**Task brief:** Reproduce the listing verbatim.

**Source excerpt:**

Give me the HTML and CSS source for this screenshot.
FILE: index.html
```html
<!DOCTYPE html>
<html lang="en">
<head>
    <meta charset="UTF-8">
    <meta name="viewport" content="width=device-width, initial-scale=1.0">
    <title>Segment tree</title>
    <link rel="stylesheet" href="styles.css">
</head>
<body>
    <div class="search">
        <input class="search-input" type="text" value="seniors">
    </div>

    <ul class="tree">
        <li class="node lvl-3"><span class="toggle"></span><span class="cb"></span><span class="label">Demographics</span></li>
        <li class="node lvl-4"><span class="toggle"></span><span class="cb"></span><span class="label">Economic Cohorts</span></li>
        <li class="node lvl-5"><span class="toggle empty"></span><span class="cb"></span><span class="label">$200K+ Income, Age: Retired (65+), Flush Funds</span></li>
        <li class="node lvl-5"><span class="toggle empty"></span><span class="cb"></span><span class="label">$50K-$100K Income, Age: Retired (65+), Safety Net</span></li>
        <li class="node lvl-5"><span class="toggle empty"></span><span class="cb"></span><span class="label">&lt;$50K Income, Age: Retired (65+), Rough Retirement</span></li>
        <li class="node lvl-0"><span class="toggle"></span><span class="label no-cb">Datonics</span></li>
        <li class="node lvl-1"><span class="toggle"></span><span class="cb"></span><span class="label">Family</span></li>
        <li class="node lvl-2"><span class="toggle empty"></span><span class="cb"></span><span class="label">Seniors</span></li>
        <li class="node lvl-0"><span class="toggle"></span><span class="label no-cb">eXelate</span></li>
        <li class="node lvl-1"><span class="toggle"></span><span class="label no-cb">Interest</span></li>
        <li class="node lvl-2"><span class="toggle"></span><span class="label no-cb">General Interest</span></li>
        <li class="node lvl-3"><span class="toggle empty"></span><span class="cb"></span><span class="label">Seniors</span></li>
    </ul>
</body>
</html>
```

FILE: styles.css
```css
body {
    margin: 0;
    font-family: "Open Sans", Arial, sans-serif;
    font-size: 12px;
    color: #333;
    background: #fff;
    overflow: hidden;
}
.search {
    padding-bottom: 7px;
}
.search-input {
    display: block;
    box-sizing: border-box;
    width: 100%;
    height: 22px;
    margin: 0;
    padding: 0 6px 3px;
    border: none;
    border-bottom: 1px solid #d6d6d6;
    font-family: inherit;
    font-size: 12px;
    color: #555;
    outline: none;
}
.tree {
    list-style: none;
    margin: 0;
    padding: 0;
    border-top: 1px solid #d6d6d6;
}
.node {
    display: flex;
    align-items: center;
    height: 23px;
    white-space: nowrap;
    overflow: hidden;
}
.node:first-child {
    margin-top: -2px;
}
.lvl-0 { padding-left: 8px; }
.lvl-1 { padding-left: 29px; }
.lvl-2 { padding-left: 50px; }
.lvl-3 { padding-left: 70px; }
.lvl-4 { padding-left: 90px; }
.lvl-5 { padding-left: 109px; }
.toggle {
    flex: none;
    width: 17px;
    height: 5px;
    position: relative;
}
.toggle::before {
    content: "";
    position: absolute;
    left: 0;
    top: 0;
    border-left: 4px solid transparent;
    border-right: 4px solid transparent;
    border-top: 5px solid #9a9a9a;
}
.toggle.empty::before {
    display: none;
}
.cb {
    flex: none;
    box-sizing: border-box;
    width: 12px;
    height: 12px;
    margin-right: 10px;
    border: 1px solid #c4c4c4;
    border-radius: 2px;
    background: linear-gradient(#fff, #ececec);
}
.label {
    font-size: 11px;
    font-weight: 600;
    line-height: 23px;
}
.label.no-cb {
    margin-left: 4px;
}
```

**Complete response:**
Give me the HTML and CSS source for this screenshot.
FILE: index.html
```html
<!DOCTYPE html>
<html lang="en">
<head>
    <meta charset="UTF-8">
    <meta name="viewport" content="width=device-width, initial-scale=1.0">
    <title>Segment tree</title>
    <link rel="stylesheet" href="styles.css">
</head>
<body>
    <div class="search">
        <input class="search-input" type="text" value="seniors">
    </div>

    <ul class="tree">
        <li class="node lvl-3"><span class="toggle"></span><span class="cb"></span><span class="label">Demographics</span></li>
        <li class="node lvl-4"><span class="toggle"></span><span class="cb"></span><span class="label">Economic Cohorts</span></li>
        <li class="node lvl-5"><span class="toggle empty"></span><span class="cb"></span><span class="label">$200K+ Income, Age: Retired (65+), Flush Funds</span></li>
        <li class="node lvl-5"><span class="toggle empty"></span><span class="cb"></span><span class="label">$50K-$100K Income, Age: Retired (65+), Safety Net</span></li>
        <li class="node lvl-5"><span class="toggle empty"></span><span class="cb"></span><span class="label">&lt;$50K Income, Age: Retired (65+), Rough Retirement</span></li>
        <li class="node lvl-0"><span class="toggle"></span><span class="label no-cb">Datonics</span></li>
        <li class="node lvl-1"><span class="toggle"></span><span class="cb"></span><span class="label">Family</span></li>
        <li class="node lvl-2"><span class="toggle empty"></span><span class="cb"></span><span class="label">Seniors</span></li>
        <li class="node lvl-0"><span class="toggle"></span><span class="label no-cb">eXelate</span></li>
        <li class="node lvl-1"><span class="toggle"></span><span class="label no-cb">Interest</span></li>
        <li class="node lvl-2"><span class="toggle"></span><span class="label no-cb">General Interest</span></li>
        <li class="node lvl-3"><span class="toggle empty"></span><span class="cb"></span><span class="label">Seniors</span></li>
    </ul>
</body>
</html>
```

FILE: styles.css
```css
body {
    margin: 0;
    font-family: "Open Sans", Arial, sans-serif;
    font-size: 12px;
    color: #333;
    background: #fff;
    overflow: hidden;
}
.search {
    padding-bottom: 7px;
}
.search-input {
    display: block;
    box-sizing: border-box;
    width: 100%;
    height: 22px;
    margin: 0;
    padding: 0 6px 3px;
    border: none;
    border-bottom: 1px solid #d6d6d6;
    font-family: inherit;
    font-size: 12px;
    color: #555;
    outline: none;
}
.tree {
    list-style: none;
    margin: 0;
    padding: 0;
    border-top: 1px solid #d6d6d6;
}
.node {
    display: flex;
    align-items: center;
    height: 23px;
    white-space: nowrap;
    overflow: hidden;
}
.node:first-child {
    margin-top: -2px;
}
.lvl-0 { padding-left: 8px; }
.lvl-1 { padding-left: 29px; }
.lvl-2 { padding-left: 50px; }
.lvl-3 { padding-left: 70px; }
.lvl-4 { padding-left: 90px; }
.lvl-5 { padding-left: 109px; }
.toggle {
    flex: none;
    width: 17px;
    height: 5px;
    position: relative;
}
.toggle::before {
    content: "";
    position: absolute;
    left: 0;
    top: 0;
    border-left: 4px solid transparent;
    border-right: 4px solid transparent;
    border-top: 5px solid #9a9a9a;
}
.toggle.empty::before {
    display: none;
}
.cb {
    flex: none;
    box-sizing: border-box;
    width: 12px;
    height: 12px;
    margin-right: 10px;
    border: 1px solid #c4c4c4;
    border-radius: 2px;
    background: linear-gradient(#fff, #ececec);
}
.label {
    font-size: 11px;
    font-weight: 600;
    line-height: 23px;
}
.label.no-cb {
    margin-left: 4px;
}
```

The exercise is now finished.